Abstract

The subject of the article is the comparison of two approaches to German-Polish relations: the one of Helmuth Plessner, the founder of the contemporary philosophical anthropology and one of first theoreticians of German “Sonderweg” in the history of Europe, and that of a Polish writer Witold Gombrowicz as one of the most radical critics of the Polish “national Form”. Its starting point is the presentation of the main assumptions of Plessner’s philosophical anthropology, especially his idea of the human as an eccentric positional being, as well as the literary representation of man as a being shaped from outside, which one can find in the work by Gombrowicz.
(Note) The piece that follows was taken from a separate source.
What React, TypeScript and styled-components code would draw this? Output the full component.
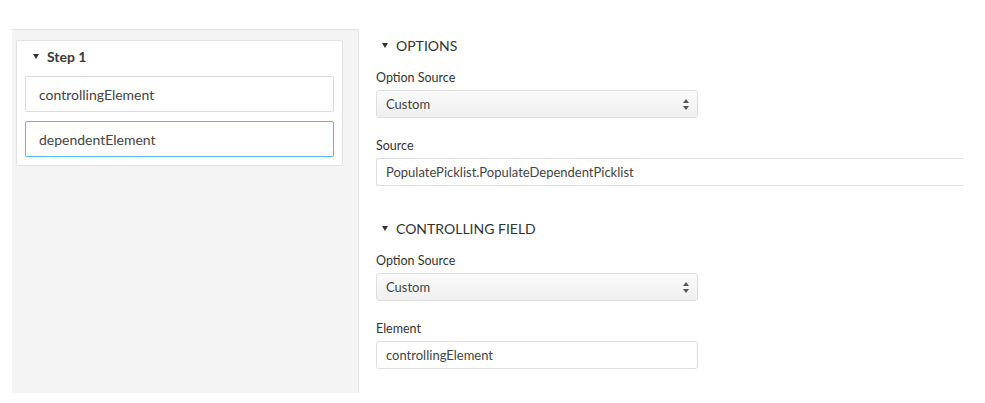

The historical source of that comparison is, on the one hand, the analysis of German national consciousness and political culture, first introduced by Plessner in 1935 in his Schicksal deutschen Geistes im Ausgang seiner burgerlichen Epoche , and further published in 1959 in the book entitled The Belated Nation , and, on the other hand, the fragments of the Diary by Gombrowicz from 1964, published separately on German as Berliner Notizen (1965). While presenting the substantial convergences of those views as well as subjecting to critical assessment the premises of the same substantial differences between them, author, on that basis, aims at the reconstruction of the conditions which would enable, German-Polish recognition, that would go beyond the national solidarities.